[Information supplied start]

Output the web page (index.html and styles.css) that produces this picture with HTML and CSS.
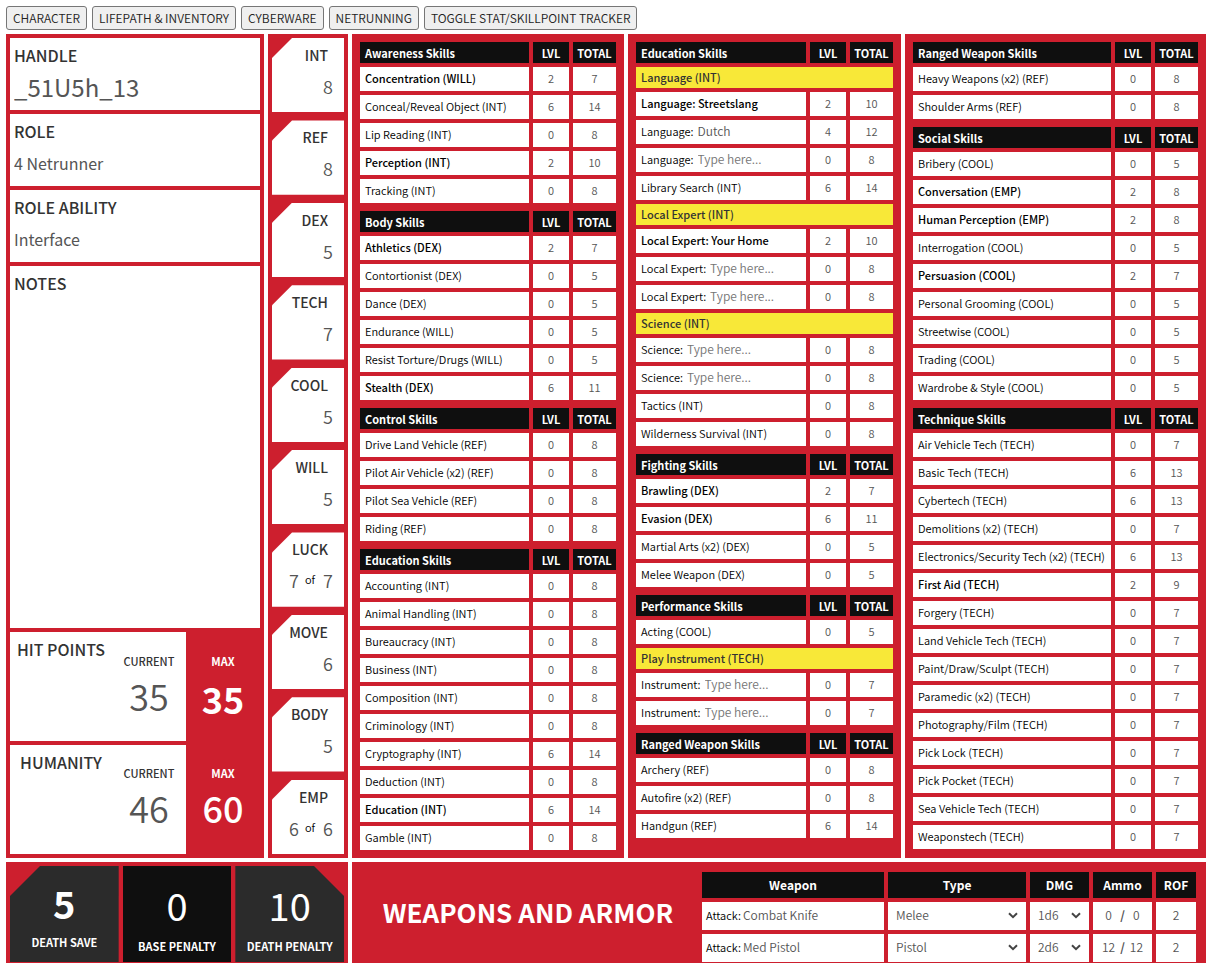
FILE: index.html
```html
<!DOCTYPE html>
<html lang="en">
<head>
<meta charset="utf-8">
<title>Character Sheet</title>
<link rel="stylesheet" href="styles.css">
</head>
<body>
<nav class="tabs">
<button type="button">CHARACTER</button>
<button type="button">LIFEPATH &amp; INVENTORY</button>
<button type="button">CYBERWARE</button>
<button type="button">NETRUNNING</button>
<button type="button">TOGGLE STAT/SKILLPOINT TRACKER</button>
</nav>
<main class="sheet">
<section class="panel bio">
<div class="field"><label for="handle">HANDLE</label><input class="handle" id="handle" value="_51U5h_13"></div>
<div class="field"><label for="role">ROLE</label><input id="role" value="4 Netrunner"></div>
<div class="field"><label for="ability">ROLE ABILITY</label><input id="ability" value="Interface"></div>
<div class="field notes"><label for="notes">NOTES</label><textarea id="notes"></textarea></div>
<div class="pool">
<div class="pool-main"><h2>HIT POINTS</h2><div class="pool-value"><label for="hp">CURRENT</label><input id="hp" value="35"></div></div>
<div class="pool-max strong"><label for="hpmax">MAX</label><input id="hpmax" value="35"></div>
</div>
<div class="pool">
<div class="pool-main"><h2>HUMANITY</h2><div class="pool-value"><label for="hum">CURRENT</label><input id="hum" value="46"></div></div>
<div class="pool-max"><label for="hummax">MAX</label><input id="hummax" value="60"></div>
</div>
</section>
<section class="panel stats">
<div class="stat"><label for="int">INT</label><div class="nums"><input id="int" value="8"></div></div>
<div class="stat"><label for="ref">REF</label><div class="nums"><input id="ref" value="8"></div></div>
<div class="stat"><label for="dex">DEX</label><div class="nums"><input id="dex" value="5"></div></div>
<div class="stat"><label for="tech">TECH</label><div class="nums"><input id="tech" value="7"></div></div>
<div class="stat"><label for="cool">COOL</label><div class="nums"><input id="cool" value="5"></div></div>
<div class="stat"><label for="will">WILL</label><div class="nums"><input id="will" value="5"></div></div>
<div class="stat"><label for="luck">LUCK</label><div class="nums"><input id="luck" value="7"><span>of</span><input aria-label="Max luck" value="7"></div></div>
<div class="stat"><label for="move">MOVE</label><div class="nums"><input id="move" value="6"></div></div>
<div class="stat"><label for="body">BODY</label><div class="nums"><input id="body" value="5"></div></div>
<div class="stat"><label for="emp">EMP</label><div class="nums"><input id="emp" value="6"><span>of</span><input aria-label="Max empathy" value="6"></div></div>
</section>
<section class="panel skills">
<table>
<thead><tr><th>Awareness Skills<th class="lvl">LVL<th class="total">TOTAL</thead>
<tr class="basic"><th><label for="s1">Concentration (WILL)</label><td><input id="s1" value="2"><td>7
<tr><th><label for="s2">Conceal/Reveal Object (INT)</label><td><input id="s2" value="6"><td>14
<tr><th><label for="s3">Lip Reading (INT)</label><td><input id="s3" value="0"><td>8
<tr class="basic"><th><label for="s4">Perception (INT)</label><td><input id="s4" value="2"><td>10
<tr><th><label for="s5">Tracking (INT)</label><td><input id="s5" value="0"><td>8
</table>
<table>
<thead><tr><th>Body Skills<th class="lvl">LVL<th class="total">TOTAL</thead>
<tr class="basic"><th><label for="s6">Athletics (DEX)</label><td><input id="s6" value="2"><td>7
<tr><th><label for="s7">Contortionist (DEX)</label><td><input id="s7" value="0"><td>5
<tr><th><label for="s8">Dance (DEX)</label><td><input id="s8" value="0"><td>5
<tr><th><label for="s9">Endurance (WILL)</label><td><input id="s9" value="0"><td>5
<tr><th><label for="s10">Resist Torture/Drugs (WILL)</label><td><input id="s10" value="0"><td>5
<tr class="basic"><th><label for="s11">Stealth (DEX)</label><td><input id="s11" value="6"><td>11
</table>
<table>
<thead><tr><th>Control Skills<th class="lvl">LVL<th class="total">TOTAL</thead>
<tr><th><label for="s12">Drive Land Vehicle (REF)</label><td><input id="s12" value="0"><td>8
<tr><th><label for="s13">Pilot Air Vehicle (x2) (REF)</label><td><input id="s13" value="0"><td>8
<tr><th><label for="s14">Pilot Sea Vehicle (REF)</label><td><input id="s14" value="0"><td>8
<tr><th><label for="s15">Riding (REF)</label><td><input id="s15" value="0"><td>8
</table>
<table>
<thead><tr><th>Education Skills<th class="lvl">LVL<th class="total">TOTAL</thead>
<tr><th><label for="s16">Accounting (INT)</label><td><input id="s16" value="0"><td>8
<tr><th><label for="s17">Animal Handling (INT)</label><td><input id="s17" value="0"><td>8
<tr><th><label for="s18">Bureaucracy (INT)</label><td><input id="s18" value="0"><td>8
<tr><th><label for="s19">Business (INT)</label><td><input id="s19" value="0"><td>8
<tr><th><label for="s20">Composition (INT)</label><td><input id="s20" value="0"><td>8
<tr><th><label for="s21">Criminology (INT)</label><td><input id="s21" value="0"><td>8
<tr><th><label for="s22">Cryptography (INT)</label><td><input id="s22" value="6"><td>14
<tr><th><label for="s23">Deduction (INT)</label><td><input id="s23" value="0"><td>8
<tr class="basic"><th><label for="s24">Education (INT)</label><td><input id="s24" value="6"><td>14
<tr><th><label for="s25">Gamble (INT)</label><td><input id="s25" value="0"><td>8
</table>
</section>
<section class="panel skills">
<table>
<thead><tr><th>Education Skills<th class="lvl">LVL<th class="total">TOTAL</thead>
<tr class="group"><th colspan="3">Language (INT)
<tr class="basic"><th><label for="s26">Language: Streetslang</label><td><input id="s26" value="2"><td>10
<tr><th><div class="named"><label for="n27">Language:</label><input id="n27" placeholder="Type here..." value="Dutch"></div><td><input aria-label="Dutch level" value="4"><td>12
<tr><th><div class="named"><label for="n28">Language:</label><input id="n28" placeholder="Type here..."></div><td><input aria-label="Language level" value="0"><td>8
<tr><th><label for="s29">Library Search (INT)</label><td><input id="s29" value="6"><td>14
<tr class="group"><th colspan="3">Local Expert (INT)
<tr class="basic"><th><label for="s30">Local Expert: Your Home</label><td><input id="s30" value="2"><td>10
<tr><th><div class="named"><label for="n31">Local Expert:</label><input id="n31" placeholder="Type here..."></div><td><input aria-label="Local expert level" value="0"><td>8
<tr><th><div class="named"><label for="n32">Local Expert:</label><input id="n32" placeholder="Type here..."></div><td><input aria-label="Local expert level" value="0"><td>8
<tr class="group"><th colspan="3">Science (INT)
<tr><th><div class="named"><label for="n33">Science:</label><input id="n33" placeholder="Type here..."></div><td><input aria-label="Science level" value="0"><td>8
<tr><th><div class="named"><label for="n34">Science:</label><input id="n34" placeholder="Type here..."></div><td><input aria-label="Science level" value="0"><td>8
<tr><th><label for="s35">Tactics (INT)</label><td><input id="s35" value="0"><td>8
<tr><th><label for="s36">Wilderness Survival (INT)</label><td><input id="s36" value="0"><td>8
</table>
<table>
<thead><tr><th>Fighting Skills<th class="lvl">LVL<th class="total">TOTAL</thead>
<tr class="basic"><th><label for="s37">Brawling (DEX)</label><td><input id="s37" value="2"><td>7
<tr class="basic"><th><label for="s38">Evasion (DEX)</label><td><input id="s38" value="6"><td>11
<tr><th><label for="s39">Martial Arts (x2) (DEX)</label><td><input id="s39" value="0"><td>5
<tr><th><label for="s40">Melee Weapon (DEX)</label><td><input id="s40" value="0"><td>5
</table>
<table>
<thead><tr><th>Performance Skills<th class="lvl">LVL<th class="total">TOTAL</thead>
<tr><th><label for="s41">Acting (COOL)</label><td><input id="s41" value="0"><td>5
<tr class="group"><th colspan="3">Play Instrument (TECH)
<tr><th><div class="named"><label for="n42">Instrument:</label><input id="n42" placeholder="Type here..."></div><td><input aria-label="Instrument level" value="0"><td>7
<tr><th><div class="named"><label for="n43">Instrument:</label><input id="n43" placeholder="Type here..."></div><td><input aria-label="Instrument level" value="0"><td>7
</table>
<table>
<thead><tr><th>Ranged Weapon Skills<th class="lvl">LVL<th class="total">TOTAL</thead>
<tr><th><label for="s44">Archery (REF)</label><td><input id="s44" value="0"><td>8
<tr><th><label for="s45">Autofire (x2) (REF)</label><td><input id="s45" value="0"><td>8
<tr><th><label for="s46">Handgun (REF)</label><td><input id="s46" value="6"><td>14
</table>
</section>
<section class="panel skills">
<table>
<thead><tr><th>Ranged Weapon Skills<th class="lvl">LVL<th class="total">TOTAL</thead>
<tr><th><label for="s47">Heavy Weapons (x2) (REF)</label><td><input id="s47" value="0"><td>8
<tr><th><label for="s48">Shoulder Arms (REF)</label><td><input id="s48" value="0"><td>8
</table>
<table>
<thead><tr><th>Social Skills<th class="lvl">LVL<th class="total">TOTAL</thead>
<tr><th><label for="s49">Bribery (COOL)</label><td><input id="s49" value="0"><td>5
<tr class="basic"><th><label for="s50">Conversation (EMP)</label><td><input id="s50" value="2"><td>8
<tr class="basic"><th><label for="s51">Human Perception (EMP)</label><td><input id="s51" value="2"><td>8
<tr><th><label for="s52">Interrogation (COOL)</label><td><input id="s52" value="0"><td>5
<tr class="basic"><th><label for="s53">Persuasion (COOL)</label><td><input id="s53" value="2"><td>7
<tr><th><label for="s54">Personal Grooming (COOL)</label><td><input id="s54" value="0"><td>5
<tr><th><label for="s55">Streetwise (COOL)</label><td><input id="s55" value="0"><td>5
<tr><th><label for="s56">Trading (COOL)</label><td><input id="s56" value="0"><td>5
<tr><th><label for="s57">Wardrobe &amp; Style (COOL)</label><td><input id="s57" value="0"><td>5
</table>
<table>
<thead><tr><th>Technique Skills<th class="lvl">LVL<th class="total">TOTAL</thead>
<tr><th><label for="s58">Air Vehicle Tech (TECH)</label><td><input id="s58" value="0"><td>7
<tr><th><label for="s59">Basic Tech (TECH)</label><td><input id="s59" value="6"><td>13
<tr><th><label for="s60">Cybertech (TECH)</label><td><input id="s60" value="6"><td>13
<tr><th><label for="s61">Demolitions (x2) (TECH)</label><td><input id="s61" value="0"><td>7
<tr><th><label for="s62">Electronics/Security Tech (x2) (TECH)</label><td><input id="s62" value="6"><td>13
<tr class="basic"><th><label for="s63">First Aid (TECH)</label><td><input id="s63" value="2"><td>9
<tr><th><label for="s64">Forgery (TECH)</label><td><input id="s64" value="0"><td>7
<tr><th><label for="s65">Land Vehicle Tech (TECH)</label><td><input id="s65" value="0"><td>7
<tr><th><label for="s66">Paint/Draw/Sculpt (TECH)</label><td><input id="s66" value="0"><td>7
<tr><th><label for="s67">Paramedic (x2) (TECH)</label><td><input id="s67" value="0"><td>7
<tr><th><label for="s68">Photography/Film (TECH)</label><td><input id="s68" value="0"><td>7
<tr><th><label for="s69">Pick Lock (TECH)</label><td><input id="s69" value="0"><td>7
<tr><th><label for="s70">Pick Pocket (TECH)</label><td><input id="s70" value="0"><td>7
<tr><th><label for="s71">Sea Vehicle Tech (TECH)</label><td><input id="s71" value="0"><td>7
<tr><th><label for="s72">Weaponstech (TECH)</label><td><input id="s72" value="0"><td>7
</table>
</section>
<section class="panel death">
<div class="save cut-left strong"><input id="dsave" value="5"><label for="dsave">DEATH SAVE</label></div>
<div class="save base"><input id="bpen" value="0"><label for="bpen">BASE PENALTY</label></div>
<div class="save cut-right"><input id="dpen" value="10"><label for="dpen">DEATH PENALTY</label></div>
</section>
<section class="panel weapons">
<h1>WEAPONS AND ARMOR</h1>
<table>
<thead><tr><th>Weapon<th class="w-type">Type<th class="w-dmg">DMG<th class="w-dmg">Ammo<th class="w-rof">ROF</thead>
<tr>
<td><div class="named"><label for="w1">Attack:</label><input id="w1" value="Combat Knife"></div>
<td><select aria-label="Type"><option>Melee</option><option>Pistol</option></select>
<td><select aria-label="Damage"><option>1d6</option><option>2d6</option></select>
<td><div class="ammo"><input aria-label="Ammo" value="0"><b>/</b><input aria-label="Ammo max" value="0"></div>
<td><input aria-label="ROF" value="2">
<tr>
<td><div class="named"><label for="w2">Attack:</label><input id="w2" value="Med Pistol"></div>
<td><select aria-label="Type"><option>Melee</option><option selected>Pistol</option></select>
<td><select aria-label="Damage"><option>1d6</option><option selected>2d6</option></select>
<td><div class="ammo"><input aria-label="Ammo" value="12"><b>/</b><input aria-label="Ammo max" value="12"></div>
<td><input aria-label="ROF" value="2">
</table>
</section>
</main>
</body>
</html>
```
FILE: styles.css
```css
:root {
  --red: #cd1f2e;
  --black: #0f0f0f;
  --dark: #2b2b2b;
  --yellow: #f8e838;
  --ink: #333;
  --value: #555;
}

* {
  box-sizing: border-box;
}

body {
  margin: 0;
  padding: 6px 12px 0 6px;
  background: #fff;
  color: #000;
  font: 350 11px/20px "Noto Sans CJK JP", "Noto Sans CJK SC", sans-serif;
}

input,
textarea,
select {
  display: block;
  width: 100%;
  min-width: 0;
  margin: 0;
  padding: 0;
  border: 0;
  background: transparent;
  color: var(--value);
  font: inherit;
}

.tabs {
  display: flex;
  gap: 5px;
  margin-bottom: 4px;
}

.tabs button {
  height: 24px;
  padding: 0 6px;
  border: 1px solid #767676;
  border-radius: 3px;
  background: #efefef;
  color: #222;
  font: 350 12px/20px "Noto Sans CJK JP", sans-serif;
}

.sheet {
  display: grid;
  grid-template-columns: 258px 80px minmax(0, 272fr) minmax(0, 273fr) minmax(0, 301fr);
  gap: 4px;
}

.panel {
  background: var(--red);
  padding: 4px;
}

/* Identity column */
.bio {
  display: flex;
  flex-direction: column;
  gap: 4px;
}

.field {
  height: 72px;
  padding: 4px;
  background: #fff;
}

.field label,
.pool h2 {
  display: block;
  margin: 0;
  color: var(--ink);
  font-size: 16px;
  font-weight: 500;
  line-height: 26px;
}

.field input {
  height: 38px;
  font-size: 16px;
  font-weight: 400;
}

.field .handle {
  height: 36px;
  font-size: 24px;
}

.notes {
  flex: 1;
  display: flex;
  flex-direction: column;
}

.notes textarea {
  flex: 1;
  resize: none;
}

.pool {
  display: flex;
  height: 109px;
}

.pool-main {
  display: flex;
  width: 176px;
  padding: 4px 8px 4px 4px;
  background: #fff;
}

.pool-main h2 {
  flex: 1;
  margin-right: 12px;
  text-align: center;
  white-space: nowrap;
}

.pool-value,
.pool-max {
  padding-top: 15px;
  text-align: center;
  font-weight: 500;
  color: var(--ink);
}

.pool-value {
  width: 58px;
}

.pool-max {
  flex: 1;
  padding-top: 19px;
  color: #fff;
  font-weight: 700;
}

.pool + .pool .pool-value {
  padding-top: 14px;
}

.pool + .pool .pool-max {
  padding-top: 18px;
}

.pool input {
  height: 48px;
  text-align: center;
  font-size: 36px;
  font-weight: 350;
}

.pool-max input {
  color: #fff;
  font-weight: 500;
}

.pool-max.strong input {
  height: 54px;
  font-weight: 700;
}

/* Stats column */
.stats {
  display: grid;
  grid-auto-rows: 1fr;
  gap: 8px;
}

.stat {
  padding: 4px 11px 0 4px;
  background: #fff;
  clip-path: polygon(20px 0, 100% 0, 100% 100%, 0 100%, 0 20px);
  text-align: right;
}

.stat label {
  display: block;
  padding-right: 5px;
  color: var(--ink);
  font-size: 14px;
  font-weight: 500;
  line-height: 26px;
}

.nums {
  display: flex;
  justify-content: flex-end;
  gap: 6px;
}

.nums input {
  width: 12px;
  height: 36px;
  text-align: right;
  font-size: 18px;
}

.nums span {
  line-height: 34px;
}

/* Tables */
table {
  width: 100%;
  table-layout: fixed;
  border-spacing: 4px;
}

th,
td {
  height: 24px;
  padding: 0 0 2px;
  background: #fff;
  overflow: hidden;
  white-space: nowrap;
}

th {
  padding-left: 5px;
  text-align: left;
  font-weight: 350;
}

td {
  text-align: center;
  color: var(--value);
}

td input {
  text-align: center;
}

.skills thead th {
  height: 21px;
  padding-bottom: 0;
  background: var(--black);
  color: #fff;
  font-weight: 700;
}

.skills thead .lvl,
.skills thead .total {
  width: 36px;
  padding: 0;
  text-align: center;
}

.skills thead .total {
  width: 43px;
}

.basic th {
  font-weight: 500;
}

.group th {
  height: 21px;
  padding-bottom: 1px;
  background: var(--yellow);
  color: var(--ink);
  font-weight: 500;
}

.named {
  display: flex;
  gap: 4px;
}

.named label {
  color: #000;
}

.named input {
  flex: 1;
  text-align: left;
  font-size: 12px;
}

.named input::placeholder {
  color: #757575;
}

/* Death saves */
.death {
  grid-column: span 2;
  display: grid;
  grid-template-columns: repeat(3, 1fr);
  gap: 4px;
  padding-bottom: 1px;
}

.save {
  padding-top: 10px;
  background: var(--dark);
  color: #fff;
  text-align: center;
  font-weight: 700;
}

.save.base {
  background: var(--black);
}

.cut-left {
  clip-path: polygon(30px 0, 100% 0, 100% 100%, 0 100%, 0 30px);
}

.cut-right {
  clip-path: polygon(0 0, calc(100% - 30px) 0, 100% 30px, 100% 100%, 0 100%);
}

.save input {
  height: 56px;
  margin-bottom: 4px;
  color: #fff;
  text-align: center;
  font-size: 38px;
  font-weight: 400;
}

.save.strong {
  padding-top: 6px;
}

.save.strong input {
  height: 60px;
  margin-bottom: 0;
  font-weight: 700;
}

/* Weapons */
.weapons {
  grid-column: span 3;
  display: flex;
  padding: 6px 6px 0;
}

.weapons h1 {
  flex: 1;
  align-self: center;
  margin: 0 0 8px;
  color: #fff;
  text-align: center;
  font-size: 26px;
  font-weight: 700;
  line-height: 40px;
}

.weapons table {
  width: 502px;
  margin-bottom: -3px;
  font-size: 12px;
}

.weapons th {
  height: 26px;
  padding: 0;
  background: var(--black);
  color: #fff;
  text-align: center;
  font-weight: 700;
}

.weapons td {
  height: 28px;
}

.weapons .w-type {
  width: 138px;
}

.weapons .w-dmg {
  width: 59px;
}

.weapons .w-rof {
  width: 40px;
}

.weapons select {
  appearance: none;
  padding: 0 8px;
  background: url("data:image/svg+xml,%3Csvg xmlns='http://www.w3.org/2000/svg' width='10' height='7' viewBox='0 0 10 7'%3E%3Cpath d='M1 1.2l4 4 4-4' fill='none' stroke='%23444' stroke-width='2'/%3E%3C/svg%3E") no-repeat right 8px center;
}

.weapons label {
  font-size: 11px;
}

.weapons .named {
  gap: 2px;
  padding-left: 4px;
}

.ammo {
  display: flex;
  padding: 0 4px;
}
```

[Information supplied end]

Task statement -
How many lines in the listing above contain the string "styles"? Answer with the number only.

The solution -
3